3D classification requires unique volumes

olibclarke · June 27, 2022, 8:15pm

Hi,

When I try to initialize 3D classification with a mixture of unique and non-unique volumes - e.g. 2 copies of each of 7 classes from heterorefinement, for example - I get the attached error.

Is there any reason for this restriction? When using relion we routinely seed classification without alignments with identica input classes.

Cheers
Oli

CryoEM1 · June 28, 2022, 9:50pm

have you tried multireference input star of the same volume in relion? i find it populates one of them completely and the other(s) not at all for each reference identity. K classes I think is different, it slightly changes the input models so they don’t have identical probability.

vperetroukhin · June 29, 2022, 5:06pm

Hey @olibclarke,

Thanks for flagging this! You’re right that this probably shouldn’t be a restriction – we are looking into it and will adjust in a future release.

Note that the current way we check for ‘uniqueness’ is via the path to the volume’s mrc file. So one potential workaround is to first backproject a number of (identical) volumes by cloning a bunch of Homogeneous Reconstruction Only jobs with the same particle sets, and then to pipe those volumes into 3D class.

Valentin

olibclarke · February 18, 2024, 1:32am

Hi @vperetroukhin,

It seems this restriction is gone in recent versions, but there is a bug I think, at least in v4.4.

When I use a mixture of unique and non-unique volumes, the duplicate ones misbehave.

For example - let’s say I have 10 different classes, and then include 10 copies of the consensus volume to make 20 classes.

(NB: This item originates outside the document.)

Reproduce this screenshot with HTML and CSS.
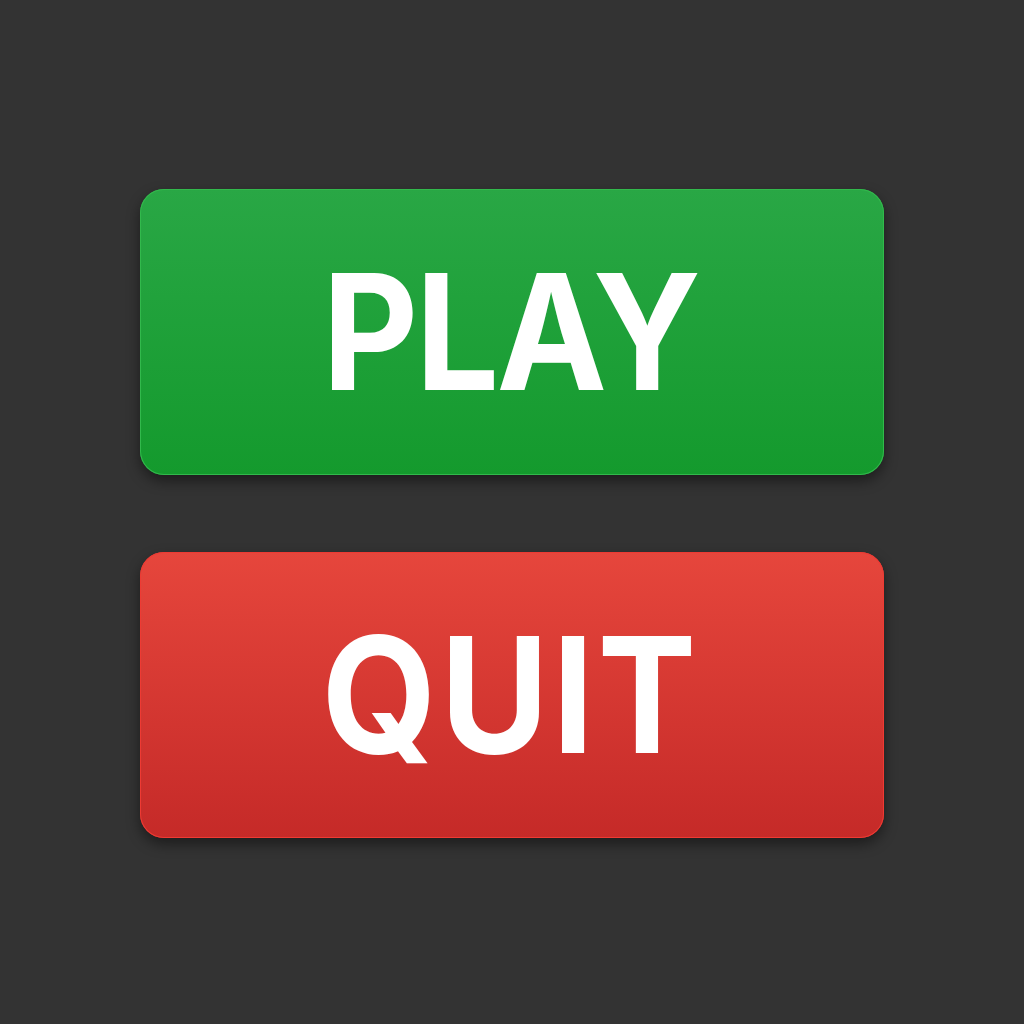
FILE: index.html
```html
<!DOCTYPE html>
<html>
<head>
<meta charset="utf-8">
<link rel="stylesheet" href="styles.css">
</head>
<body>
<main class="menu">
  <button class="btn btn-play"><span class="label">PLAY</span></button>
  <button class="btn btn-quit"><span class="label">QUIT</span></button>
</main>
</body>
</html>
```
FILE: styles.css
```css
html, body {
  margin: 0;
  padding: 0;
  width: 1024px;
  height: 1024px;
  background: #333333;
}
.menu {
  height: 1024px;
  display: flex;
  flex-direction: column;
  align-items: center;
  justify-content: center;
  gap: 77px;
  padding-top: 2px;
  box-sizing: border-box;
}
.btn {
  width: 744px;
  height: 286px;
  border: none;
  border-radius: 24px;
  display: flex;
  align-items: center;
  justify-content: center;
  padding: 0;
  margin: 0;
  font-family: Inter, "Liberation Sans", sans-serif;
  font-weight: 700;
  font-size: 161px;
  line-height: 1;
  color: #ffffff;
}
.label {
  display: block;
  transform: scaleX(0.92);
}
.btn-play {
  background: linear-gradient(180deg, #29a745 0%, #149a2d 100%);
  box-shadow: inset 0 0 0 1px #32b94c, 0 6px 14px rgba(0, 0, 0, 0.45);
}
.btn-play .label {
  letter-spacing: -3px;
  margin-right: 3px;
}
.btn-quit {
  background: linear-gradient(180deg, #e6463c 0%, #c52a28 100%);
  box-shadow: inset 0 0 0 1px #ee3a33, 0 6px 14px rgba(0, 0, 0, 0.45);
}
.btn-quit .label {
  letter-spacing: 4px;
  margin-right: 3px;
}
```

The initial volumes at the top of the log look normal - but in the first iteration, all the plots for all bar one of the duplicates classes are blank, and the classes are empty (whereas the non-duplicate classes behave as expected)… If I use slightly different volumes (e.g. perturbing using volume tools), this does not happen and they behave normally).

Cheers
Oli

vperetroukhin · February 20, 2024, 9:05pm

Hey @olibclarke,

Thanks for reporting. Unfortunately, I wasn’t able to reproduce this behaviour with a couple of different dataset / class combinations. Any custom parameters in this job?

Thanks!
Valentin

olibclarke · February 20, 2024, 9:11pm

48 classes, target res 12, 2 O-EM epochs, batch size 1000, O-EM learning rate init 1, initial lowpass 15, intialization mode input, O-EM learning rate half-life 0, force-hard classification on

vperetroukhin · February 21, 2024, 4:21pm

Ok thanks, was able to reproduce this! This behaviour happens with identical classes AND hard classification on. This is in some ways “expected” behaviour as it’s implemented now because we use a argmax() call on probabilities during the E-step – if probabilities are numerically identical, this will always return the ‘first’ volume (in the inputs). Thus in the first iteration all other identical classes are emptied out and stay empty.

We have an idea for how to improve this in the future (sample a volume according to the posterior rather than simply argmax during the first iteration of hard classification). For now, you’ll have to add some noise to avoid this behaviour.

Valentin

lucky · March 28, 2024, 2:45pm

hi, olibclarke
it means different volumes with different resolution here?

olibclarke · March 28, 2024, 3:29pm

just means copies of identical volumes, versus sets of non-identical volumes (of any type)